In Part 1 I did the autopsy: three consumer Samsung 990 PROs, same batch, holding /var for my Talos control plane, all wearing out roughly twice as fast as host writes alone would explain — one already dead with a kernel-level IRQ-disable, the other two queued up behind it. Amazon refunded the whole batch, and I bought three Samsung PM9A3 960GB enterprise drives to replace them — power-loss protection, proper endurance, the same family as the OSD drives that have run flawlessly for 22 months.

I called it “Part 1 of 2.” This is Part 2. Reader, it turned into Part 3 as well, because the cluster had opinions. This part is the prep and the canary; Part 3 is the other two nodes and everything that went sideways.

Step one wasn’t the disk swap

I sat down to plan the swap and immediately tripped over a rule I keep relearning: swapping the OS disk on a control-plane node is a rebuild — etcd member, Ceph mon, the lot. If anything goes sideways mid-rebuild, my recovery path is the backups. So before touching a disk, I went to check the backups.

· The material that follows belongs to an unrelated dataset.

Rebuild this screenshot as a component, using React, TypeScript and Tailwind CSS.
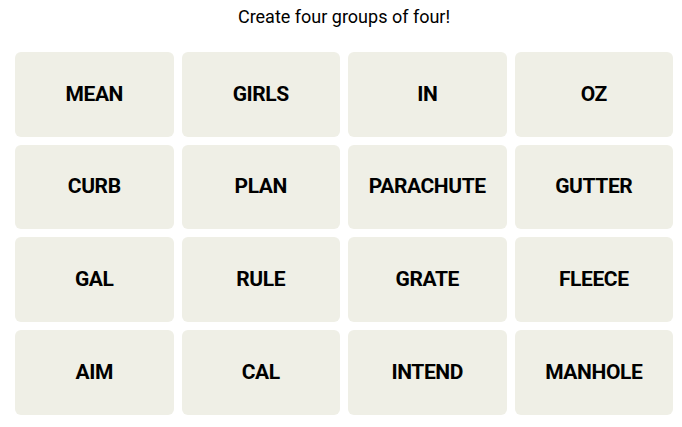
import React from "react";

const words = [
  "MEAN", "GIRLS", "IN", "OZ",
  "CURB", "PLAN", "PARACHUTE", "GUTTER",
  "GAL", "RULE", "GRATE", "FLEECE",
  "AIM", "CAL", "INTEND", "MANHOLE",
];

export default function App() {
  return (
    <div className="w-[682px] h-[427px] bg-white pl-[15px] pr-[9px]" style={{ fontFamily: "Roboto, 'Liberation Sans', sans-serif" }}>
      <div className="pt-[5px] h-[29px] text-[18px] leading-[24px] text-black text-center">Create four groups of four!</div>
      <div className="mt-[23px] w-[658px] grid grid-cols-4 gap-[8px]">
        {words.map((w) => (
          <div key={w} className="h-[84.67px] rounded-[6px] bg-[#efefe6] flex items-center justify-center text-[21px] tracking-[-0.4px] font-bold text-black">
            {w}
          </div>
        ))}
      </div>
    </div>
  );
}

They were broken. Quietly, in three different ways.

This is the CloudNativePG / pgBackRest setup behind my Postgres clusters. What I found:

What I found Reality
The “daily” backup Running hourly — a five-field cron (0 3 * * *) silently parsed as six-field (seconds-first), so it meant “every hour at :03”
Backup chain depth 1 full from December + 1,573 incrementals stacked on it. Never re-based.
Accumulated Backup objects 7,537 of them in the namespace — months of ~48/day, over half failed
Forcing a fresh full The plugin silently ignored type: full; the correct key was backupType: full

That cron one is worth dwelling on, because it’s a trap anyone using CloudNativePG can fall into: ScheduledBackup.spec.schedule is a six-field cron — the first field is seconds. A normal five-field expression doesn’t error, it just shifts. 0 3 * * *, which I read as “3am daily,” became sec=0 min=3 hour=* — the top of every hour. That single misparse generated the 7,537 objects.

Fixes shipped:

  • backupType: full weekly + explicit backupType: incr daily, both on proper six-field crons (0 0 3 * * *, 0 0 1 * * 0)
  • Cleaned 7,537 → 339 Backup objects (no finalizers, so the B2 data was never at risk)
  • Took a fresh full to Backblaze and an independent pg_dumpall to the NAS as a break-glass copy

Then the part that actually matters: I proved the restore. Recovered the logical dump into a throwaway cluster and confirmed all 42 roles and 50 databases came back, data intact, with the production B2 repo untouched. A backup you haven’t restored is a rumour.

Only then did I let myself near the disks.

Burn-in

The PM9A3s arrived described as “recertified,” which made me suspicious, but SMART said otherwise — zero power-on hours, zero writes, pristine. I burned them in anyway before trusting them with etcd: two hours of fio per drive, full-tilt 4k random write then a 70/30 read/write mix.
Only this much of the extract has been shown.